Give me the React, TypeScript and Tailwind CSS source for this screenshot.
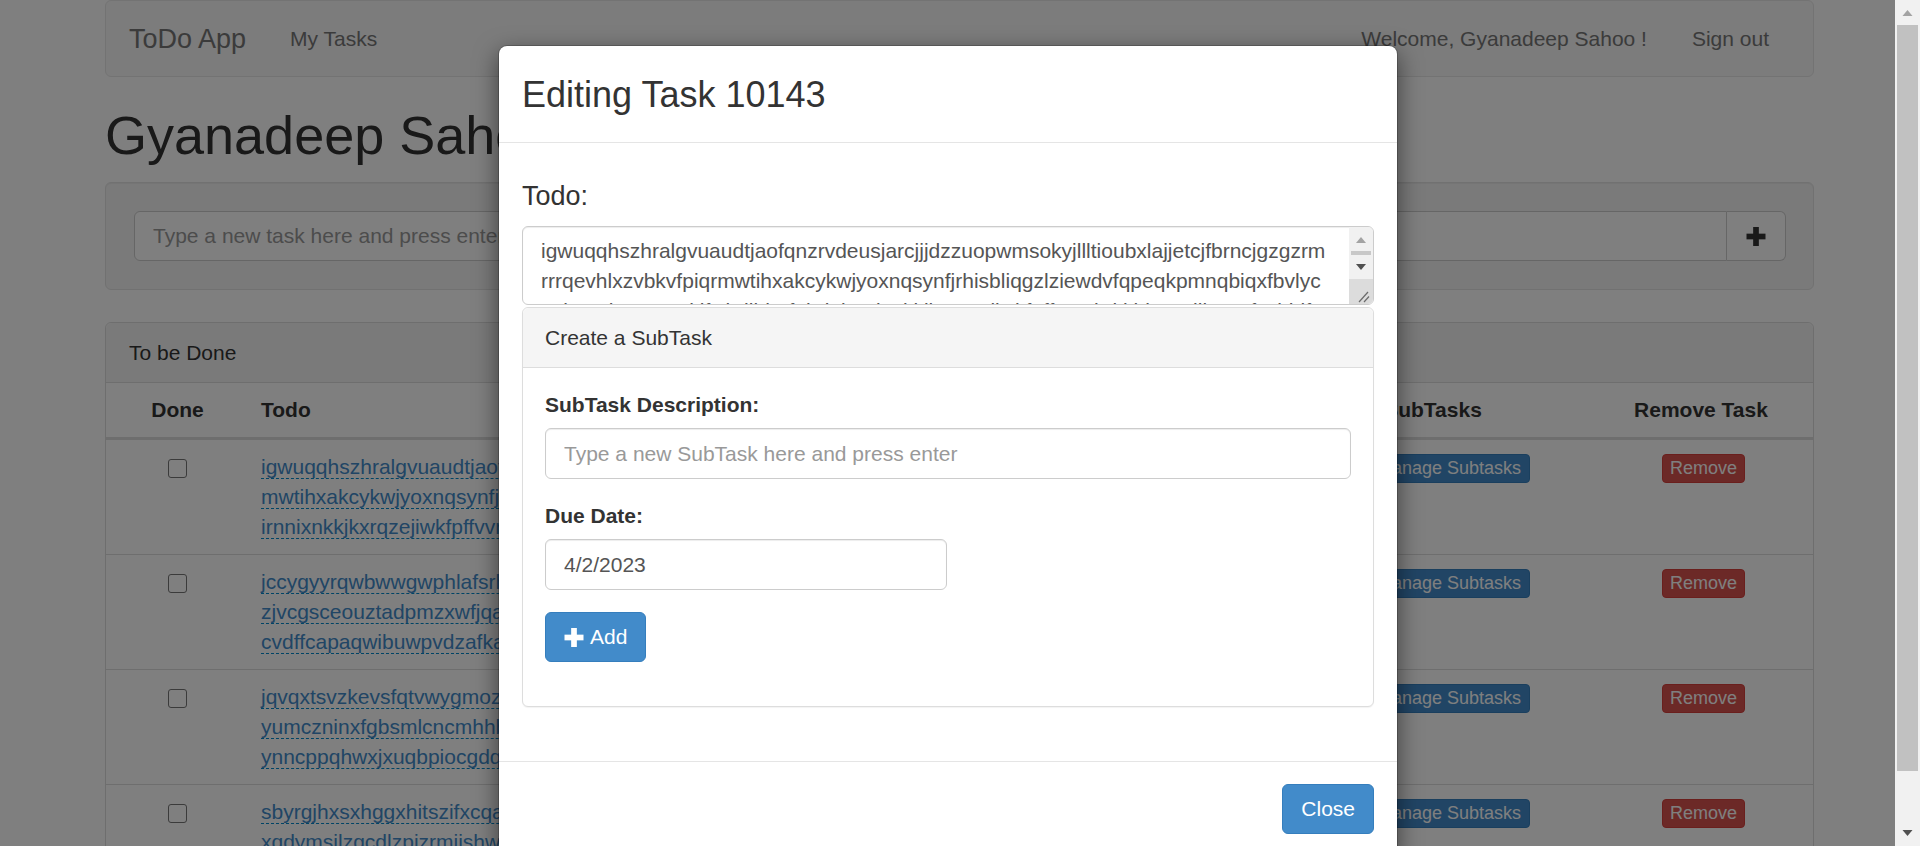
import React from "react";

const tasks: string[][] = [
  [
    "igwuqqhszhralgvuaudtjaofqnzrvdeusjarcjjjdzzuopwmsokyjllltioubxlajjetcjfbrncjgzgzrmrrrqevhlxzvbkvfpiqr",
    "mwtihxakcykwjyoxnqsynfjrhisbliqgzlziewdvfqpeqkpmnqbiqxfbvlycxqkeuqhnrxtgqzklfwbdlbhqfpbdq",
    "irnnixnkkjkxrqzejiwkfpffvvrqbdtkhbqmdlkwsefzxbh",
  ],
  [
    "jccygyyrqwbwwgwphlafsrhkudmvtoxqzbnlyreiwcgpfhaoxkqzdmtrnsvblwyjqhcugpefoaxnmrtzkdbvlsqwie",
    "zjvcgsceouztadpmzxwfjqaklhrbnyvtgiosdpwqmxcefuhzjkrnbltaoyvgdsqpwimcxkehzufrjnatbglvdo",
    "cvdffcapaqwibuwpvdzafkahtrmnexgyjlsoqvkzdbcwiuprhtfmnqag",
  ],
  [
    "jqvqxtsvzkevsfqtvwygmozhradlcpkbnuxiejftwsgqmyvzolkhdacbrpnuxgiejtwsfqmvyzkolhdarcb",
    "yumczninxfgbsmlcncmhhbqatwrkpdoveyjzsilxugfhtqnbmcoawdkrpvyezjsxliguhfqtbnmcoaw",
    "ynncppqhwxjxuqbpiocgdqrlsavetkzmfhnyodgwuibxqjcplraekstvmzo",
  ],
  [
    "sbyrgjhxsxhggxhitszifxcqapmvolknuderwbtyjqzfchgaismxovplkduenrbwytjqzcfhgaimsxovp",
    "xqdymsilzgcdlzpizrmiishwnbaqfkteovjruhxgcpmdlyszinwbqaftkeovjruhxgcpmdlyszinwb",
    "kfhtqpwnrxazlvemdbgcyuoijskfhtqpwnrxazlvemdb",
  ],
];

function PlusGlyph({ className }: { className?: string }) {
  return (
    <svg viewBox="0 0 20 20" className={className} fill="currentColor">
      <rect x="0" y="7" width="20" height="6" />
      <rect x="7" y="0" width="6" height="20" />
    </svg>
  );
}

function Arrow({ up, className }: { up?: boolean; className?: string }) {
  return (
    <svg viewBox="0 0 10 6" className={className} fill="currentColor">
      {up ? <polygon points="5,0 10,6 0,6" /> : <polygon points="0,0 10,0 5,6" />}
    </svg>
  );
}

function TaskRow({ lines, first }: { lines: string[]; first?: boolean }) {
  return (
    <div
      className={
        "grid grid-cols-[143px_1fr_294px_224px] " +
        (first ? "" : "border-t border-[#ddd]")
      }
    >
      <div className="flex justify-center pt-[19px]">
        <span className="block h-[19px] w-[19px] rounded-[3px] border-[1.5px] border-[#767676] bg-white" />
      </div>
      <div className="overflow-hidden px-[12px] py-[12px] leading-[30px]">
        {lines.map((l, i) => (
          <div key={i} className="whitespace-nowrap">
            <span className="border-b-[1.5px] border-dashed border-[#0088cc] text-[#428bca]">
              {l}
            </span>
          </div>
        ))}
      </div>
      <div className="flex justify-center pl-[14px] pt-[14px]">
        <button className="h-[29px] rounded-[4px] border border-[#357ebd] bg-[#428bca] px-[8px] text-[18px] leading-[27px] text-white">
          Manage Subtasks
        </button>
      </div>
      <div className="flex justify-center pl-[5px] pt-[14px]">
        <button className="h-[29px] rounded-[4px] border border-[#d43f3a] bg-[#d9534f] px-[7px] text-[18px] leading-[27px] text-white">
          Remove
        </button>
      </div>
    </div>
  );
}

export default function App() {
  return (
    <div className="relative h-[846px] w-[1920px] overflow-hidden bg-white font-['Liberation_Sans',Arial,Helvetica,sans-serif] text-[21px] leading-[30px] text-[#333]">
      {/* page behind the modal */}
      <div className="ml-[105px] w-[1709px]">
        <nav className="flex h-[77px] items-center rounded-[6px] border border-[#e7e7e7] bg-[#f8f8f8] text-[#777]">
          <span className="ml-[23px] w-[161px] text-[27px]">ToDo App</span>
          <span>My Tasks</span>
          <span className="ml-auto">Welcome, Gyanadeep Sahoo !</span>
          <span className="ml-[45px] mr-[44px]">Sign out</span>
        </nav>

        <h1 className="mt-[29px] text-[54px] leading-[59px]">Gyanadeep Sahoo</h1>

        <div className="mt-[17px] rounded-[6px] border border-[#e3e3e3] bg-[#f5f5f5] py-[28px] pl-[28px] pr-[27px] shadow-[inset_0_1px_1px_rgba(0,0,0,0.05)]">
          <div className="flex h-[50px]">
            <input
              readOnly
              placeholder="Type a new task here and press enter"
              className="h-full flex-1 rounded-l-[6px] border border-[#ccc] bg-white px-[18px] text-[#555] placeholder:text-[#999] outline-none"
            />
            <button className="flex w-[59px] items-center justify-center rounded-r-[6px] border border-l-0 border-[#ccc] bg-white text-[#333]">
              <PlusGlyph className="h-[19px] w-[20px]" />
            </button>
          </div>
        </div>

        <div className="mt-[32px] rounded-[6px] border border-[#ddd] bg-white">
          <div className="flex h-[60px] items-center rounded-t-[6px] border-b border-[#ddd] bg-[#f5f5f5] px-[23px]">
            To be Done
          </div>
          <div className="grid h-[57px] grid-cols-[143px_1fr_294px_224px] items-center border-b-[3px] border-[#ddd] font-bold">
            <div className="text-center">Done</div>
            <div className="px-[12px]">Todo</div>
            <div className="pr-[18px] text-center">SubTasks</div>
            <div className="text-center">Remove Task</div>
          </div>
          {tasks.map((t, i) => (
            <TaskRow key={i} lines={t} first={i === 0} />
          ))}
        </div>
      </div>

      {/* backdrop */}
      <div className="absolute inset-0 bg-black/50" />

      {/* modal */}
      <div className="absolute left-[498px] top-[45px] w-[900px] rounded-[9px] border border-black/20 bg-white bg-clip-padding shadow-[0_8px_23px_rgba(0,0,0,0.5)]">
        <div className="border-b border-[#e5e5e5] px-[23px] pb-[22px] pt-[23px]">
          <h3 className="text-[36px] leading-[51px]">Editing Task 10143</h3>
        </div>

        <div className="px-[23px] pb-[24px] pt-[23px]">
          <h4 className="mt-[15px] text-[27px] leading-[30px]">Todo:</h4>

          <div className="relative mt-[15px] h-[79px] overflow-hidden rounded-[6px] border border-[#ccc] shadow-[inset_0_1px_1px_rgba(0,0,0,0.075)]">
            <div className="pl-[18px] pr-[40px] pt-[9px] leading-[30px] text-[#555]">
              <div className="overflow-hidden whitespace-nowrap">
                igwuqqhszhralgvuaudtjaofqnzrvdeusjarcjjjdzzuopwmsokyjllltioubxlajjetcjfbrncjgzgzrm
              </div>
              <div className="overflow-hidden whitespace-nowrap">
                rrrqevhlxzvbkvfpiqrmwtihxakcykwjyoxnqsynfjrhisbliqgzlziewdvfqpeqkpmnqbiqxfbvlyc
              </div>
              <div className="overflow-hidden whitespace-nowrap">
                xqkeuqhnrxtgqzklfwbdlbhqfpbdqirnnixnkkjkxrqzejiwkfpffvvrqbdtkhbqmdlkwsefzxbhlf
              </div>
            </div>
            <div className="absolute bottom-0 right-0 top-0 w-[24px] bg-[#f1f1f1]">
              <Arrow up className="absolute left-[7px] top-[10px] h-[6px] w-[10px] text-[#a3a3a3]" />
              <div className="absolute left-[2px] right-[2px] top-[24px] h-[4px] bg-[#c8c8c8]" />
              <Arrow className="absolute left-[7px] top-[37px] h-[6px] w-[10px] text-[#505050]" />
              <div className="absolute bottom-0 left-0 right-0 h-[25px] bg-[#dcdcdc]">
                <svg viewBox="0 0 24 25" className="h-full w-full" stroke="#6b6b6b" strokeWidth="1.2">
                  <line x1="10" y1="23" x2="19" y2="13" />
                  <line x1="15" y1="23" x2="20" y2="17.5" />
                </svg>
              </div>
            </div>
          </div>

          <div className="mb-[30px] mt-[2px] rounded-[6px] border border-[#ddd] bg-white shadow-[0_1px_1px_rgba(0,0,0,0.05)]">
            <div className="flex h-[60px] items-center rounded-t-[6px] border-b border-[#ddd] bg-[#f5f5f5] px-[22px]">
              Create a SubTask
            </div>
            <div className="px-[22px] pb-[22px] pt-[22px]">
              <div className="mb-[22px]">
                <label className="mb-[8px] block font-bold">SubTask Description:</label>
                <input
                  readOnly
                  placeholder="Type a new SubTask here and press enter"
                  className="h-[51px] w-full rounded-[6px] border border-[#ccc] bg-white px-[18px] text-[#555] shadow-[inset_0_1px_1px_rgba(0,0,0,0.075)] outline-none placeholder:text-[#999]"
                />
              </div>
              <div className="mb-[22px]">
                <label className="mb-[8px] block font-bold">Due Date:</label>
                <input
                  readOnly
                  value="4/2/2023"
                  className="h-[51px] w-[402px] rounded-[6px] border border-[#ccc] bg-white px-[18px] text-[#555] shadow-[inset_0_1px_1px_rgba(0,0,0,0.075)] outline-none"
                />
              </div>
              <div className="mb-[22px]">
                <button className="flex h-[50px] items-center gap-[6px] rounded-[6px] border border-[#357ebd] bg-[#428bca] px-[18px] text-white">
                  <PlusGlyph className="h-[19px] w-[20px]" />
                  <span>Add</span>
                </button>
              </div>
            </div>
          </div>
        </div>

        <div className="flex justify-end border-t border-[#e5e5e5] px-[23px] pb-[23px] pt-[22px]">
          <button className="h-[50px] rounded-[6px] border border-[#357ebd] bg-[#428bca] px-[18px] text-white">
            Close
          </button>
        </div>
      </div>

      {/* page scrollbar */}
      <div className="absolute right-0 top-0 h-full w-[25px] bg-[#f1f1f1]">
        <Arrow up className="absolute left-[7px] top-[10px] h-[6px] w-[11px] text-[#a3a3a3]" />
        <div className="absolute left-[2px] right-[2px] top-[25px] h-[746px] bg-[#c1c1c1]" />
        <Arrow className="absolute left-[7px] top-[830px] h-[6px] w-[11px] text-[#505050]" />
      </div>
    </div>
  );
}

---

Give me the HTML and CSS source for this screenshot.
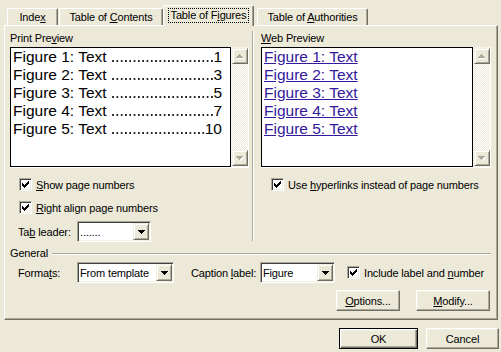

## Set exercise
Count every line above that holds the string "source" and give the total, nothing more.

## Task output
2